The Surreal Life
What parents need to know
Parents Need to Know
Parents need to know that this reality series relies on stereotypes, alcohol, and emotional breakdowns for entertainment. C-list celebrities are put in a house to live together, where they rehash the emotional baggage from their past careers. Throughout the series, housemates' issues have included recovering from drug/alcohol addiction, dealing with gender identity, and coping with sexual assault (rape and molestation) at a young age. The entire cast has usually been deprived of the spotlight for some time and is desperate for public affection and attention.
What's the story?
The SURREAL LIFE brings former celebrities -- some more notable than others, but all C-list at best -- together in a Hollywood Hills mansion to have their lives taped for TV (much like The Real World). The camera-hungry casts have included a wide variety of former celebs -- among them Brady Bunch mom Florence Henderson, '70s TV staple Charo, talk show host Sally Jessy Raphael, former Beverly Hills, 90210 "teen" Gabrielle Carteris, inarticulate '80s video vixen Tawny Kitaen, The Apprentice's Omarosa, rappers Vanilla Ice and M.C. Hammer, and Gary Coleman (Arnold on Diff'rent Strokes). Some cast members have had spicier lives and brought extra drama to the house. Rapper Flavor Flav (Public Enemy) and actress Brigitte Nielsen (Red Sonja) scored a spinoff after meeting on the set, as did erstwhile Peter Brady, Christopher Knight and America's Next Top Model winner Adrianne Curry, who later married. What viewers learn about these celebrities is often divulged during emotional meltdowns -- many of these performers have called family members or their managers crying that they didn't know what they were getting themselves into by agreeing to appear on the show. And personal interaction among the housemates has a wide range -- some become unlikely friends (Flava and Brigitte), while others become mortal enemies (Janice Dickinson and Omarosa).
Is it any good?
The series began as a juicy, guilty pleasure but quickly became a sad, boring mess. Food fights, wrestling matches, and screaming feuds have become commonplace, if not expected, in the series. All the tears and fights flow freely in between the housemates' menial "projects" -- such as promotional photo shoots, filming a music video for a fellow cast member's comeback, or performing as a band for a benefit. These random tasks are meant to provide a means for celebs to bond or break, but they end up making the cast seem almost like animals in a zoo performing tricks for the audience.
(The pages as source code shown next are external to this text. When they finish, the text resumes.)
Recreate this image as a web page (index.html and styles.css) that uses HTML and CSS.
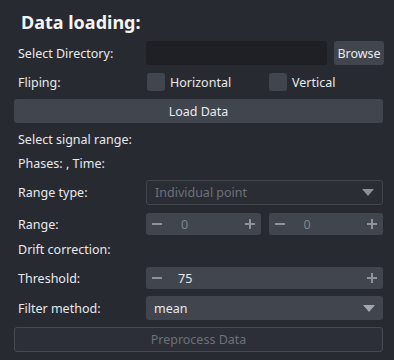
FILE: index.html
```html
<!DOCTYPE html>
<html lang="en">
<head>
    <meta charset="UTF-8">
    <title>Data loading</title>
    <link rel="stylesheet" href="styles.css">
</head>
<body>

<div class="panel">
    <h1 class="title">Data loading:</h1>

    <div class="form-row row-dir">
        <label>Select Directory:</label>
        <div class="dir-field">
            <input type="text" class="dir-input">
            <button class="btn browse">Browse</button>
        </div>
    </div>

    <div class="form-row row-flip">
        <label>Fliping:</label>
        <div class="checks">
            <span class="check"><span class="box"></span>Horizontal</span>
            <span class="check"><span class="box"></span>Vertical</span>
        </div>
    </div>

    <button class="btn wide load">Load Data</button>

    <div class="text-row row-signal">Select signal range:</div>
    <div class="text-row row-phases">Phases: , Time:</div>

    <div class="form-row row-type">
        <label>Range type:</label>
        <div class="combo disabled">
            <span>Individual point</span>
            <span class="arrow"></span>
        </div>
    </div>

    <div class="form-row row-range">
        <label>Range:</label>
        <div class="pair">
            <div class="spin dim"><span class="minus"></span><span class="val">0</span><span class="plus"></span></div>
            <div class="spin dim"><span class="minus"></span><span class="val">0</span><span class="plus"></span></div>
        </div>
    </div>

    <div class="text-row row-drift">Drift correction:</div>

    <div class="form-row row-thresh">
        <label>Threshold:</label>
        <div class="spin"><span class="minus"></span><span class="val">75</span><span class="plus"></span></div>
    </div>

    <div class="form-row row-filter">
        <label>Filter method:</label>
        <div class="combo">
            <span>mean</span>
            <span class="arrow"></span>
        </div>
    </div>

    <button class="btn wide preprocess">Preprocess Data</button>
</div>

</body>
</html>
```

FILE: styles.css
```css
body {
    margin: 0;
    padding: 0;
    background-color: #272a31;
    font-family: "Noto Sans", sans-serif;
    font-size: 12.5px;
    color: #e8e9eb;
}
.panel {
    width: 394px;
    height: 360px;
    padding: 10px 11px 0 14px;
    box-sizing: border-box;
    display: flex;
    flex-direction: column;
}
.title {
    margin: 0 0 0 7px;
    height: 24px;
    line-height: 24px;
    font-size: 18px;
    font-weight: bold;
    color: #f4f4f5;
}
.form-row {
    display: grid;
    grid-template-columns: 132px 1fr;
    align-items: center;
}
.form-row label,
.text-row {
    padding-left: 4px;
}
.text-row {
    height: 20px;
    line-height: 20px;
}
.row-dir { margin-top: 7px; height: 24px; }
.row-flip { margin-top: 8px; height: 18px; }
.load { margin-top: 8px; }
.row-signal { margin-top: 7px; }
.row-phases { margin-top: 4px; }
.row-type { margin-top: 6px; height: 25px; }
.row-range { margin-top: 8px; height: 22px; }
.row-drift { margin-top: 5px; }
.row-thresh { margin-top: 7px; height: 22px; }
.row-filter { margin-top: 7px; height: 24px; }
.preprocess { margin-top: 7px; }

.dir-field {
    display: flex;
    gap: 7px;
    height: 24px;
}
.dir-input {
    flex: 1;
    min-width: 0;
    border: none;
    border-radius: 3px;
    background-color: #1e2025;
}
.btn {
    border: none;
    border-radius: 3px;
    background-color: #41454e;
    color: #e8e9eb;
    font-family: inherit;
    font-size: inherit;
    padding: 0;
}
.browse {
    width: 50px;
}
.wide {
    height: 24px;
    width: 100%;
}
.preprocess {
    height: 25px;
    background-color: #2c2f37;
    border: 1px solid #454950;
    color: #6d7178;
}

.checks {
    display: flex;
}
.check {
    display: flex;
    align-items: center;
    width: 122px;
    padding-left: 1px;
}
.check + .check {
    margin-left: -1px;
}
.box {
    width: 18px;
    height: 18px;
    border-radius: 3px;
    background-color: #41454e;
    margin-right: 5px;
}

.combo {
    height: 100%;
    box-sizing: border-box;
    border-radius: 3px;
    background-color: #41454e;
    display: flex;
    align-items: center;
    justify-content: space-between;
    padding: 0 8px 0 8px;
}
.combo.disabled {
    background-color: #2a2d34;
    border: 1px solid #41454c;
    color: #6d7178;
}
.arrow {
    width: 0;
    height: 0;
    border-left: 6px solid transparent;
    border-right: 6px solid transparent;
    border-top: 7px solid #a3a6ab;
}
.disabled .arrow {
    border-top-color: #8d9095;
}

.pair {
    display: flex;
    gap: 8px;
    height: 100%;
}
.spin {
    flex: 1;
    height: 100%;
    border-radius: 3px;
    background-color: #41454e;
    display: flex;
    align-items: center;
    padding: 0 6px;
}
.spin .val {
    margin-left: 16px;
    flex: 1;
}
.spin.dim .val {
    color: #80848b;
    margin-left: 19px;
}
.minus,
.plus {
    width: 10px;
    height: 10px;
    position: relative;
}
.minus::before,
.plus::before,
.plus::after {
    content: "";
    position: absolute;
    background-color: #8f9399;
}
.minus::before,
.plus::before {
    left: 0;
    top: 4px;
    width: 10px;
    height: 2px;
}
.plus::after {
    left: 4px;
    top: 0;
    width: 2px;
    height: 10px;
}
```
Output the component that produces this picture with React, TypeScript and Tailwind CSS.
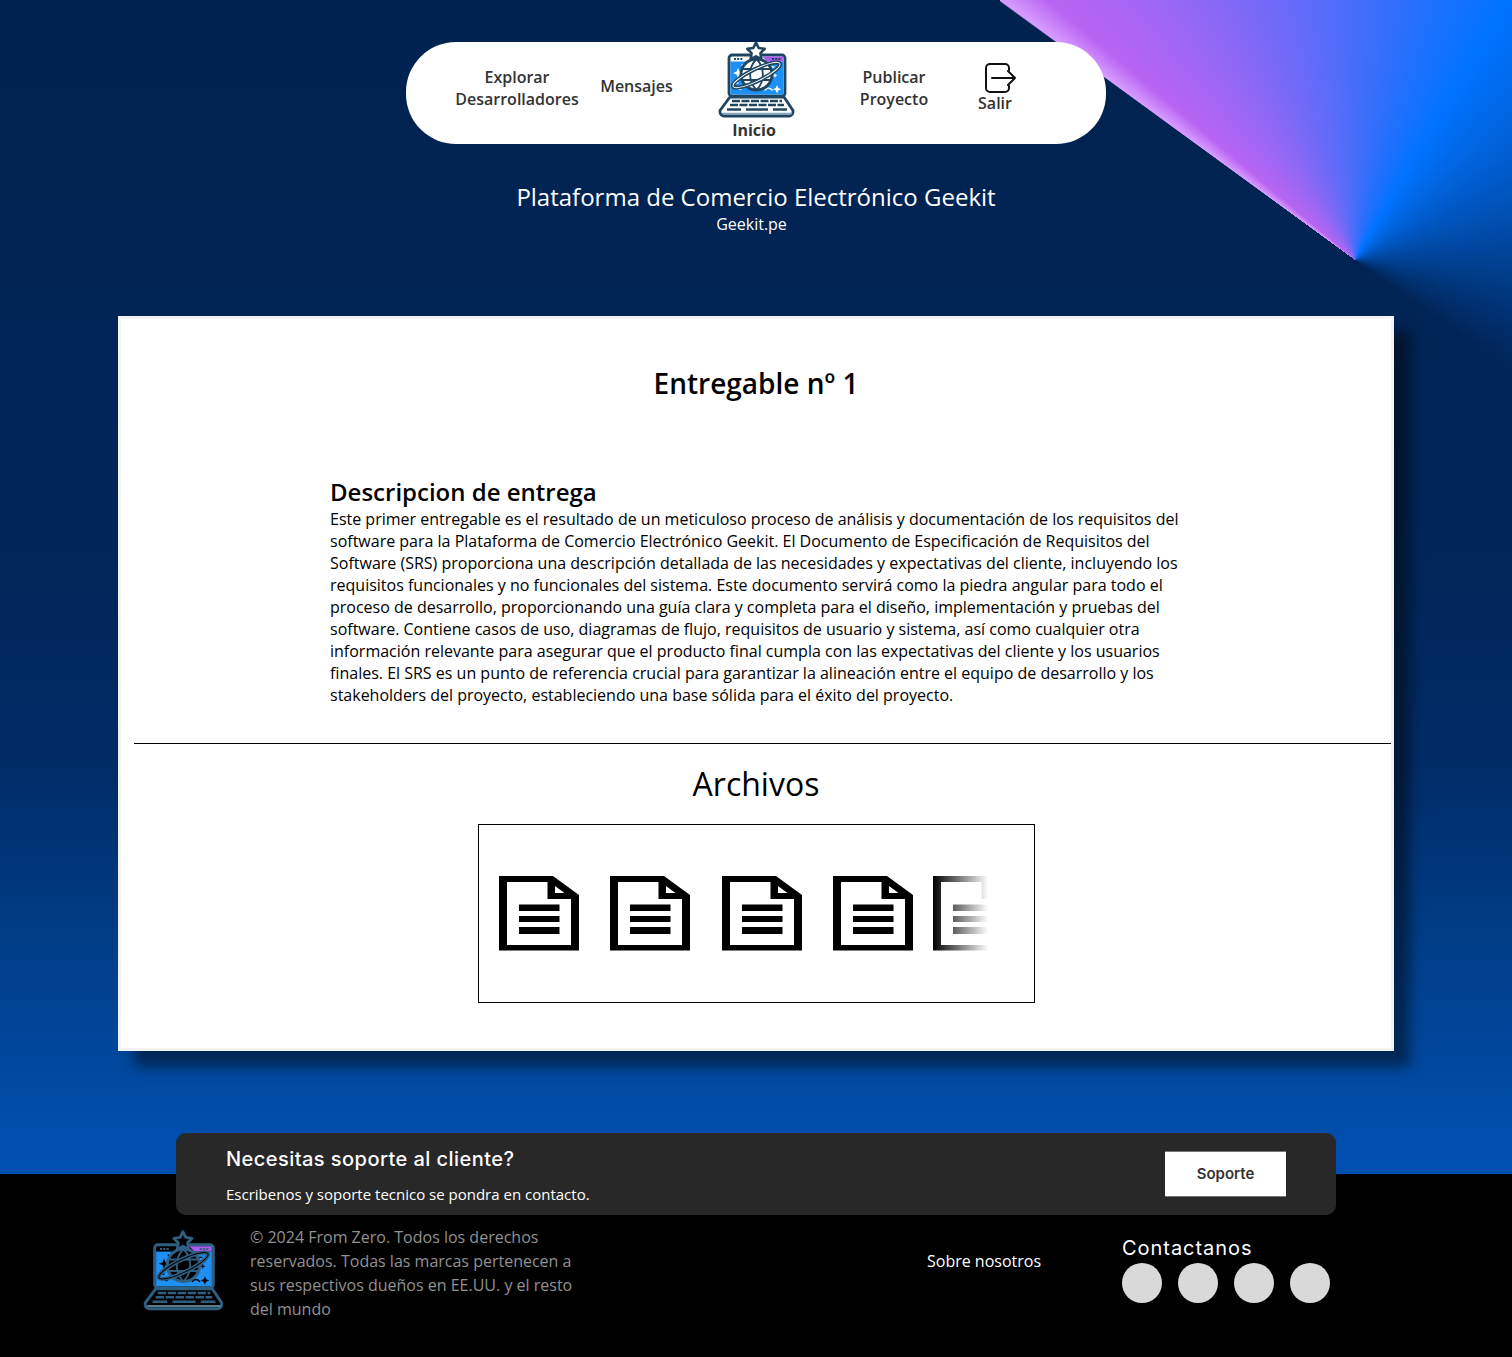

Pointing and laughing at celebs gone bad (or bust) is sad on many levels -- and a lesson that any kid who's been through school doesn't need reinforced during primetime.
Families can talk about...
Families can talk about the toll that celebrity status can take on a person. What do stars do when their time in the spotlight is over? Can you understand why they would agree to go on a show like this? What lessons do the housemates learn? Do viewers gain anything from watching personality clashes and emotional breakdowns on television?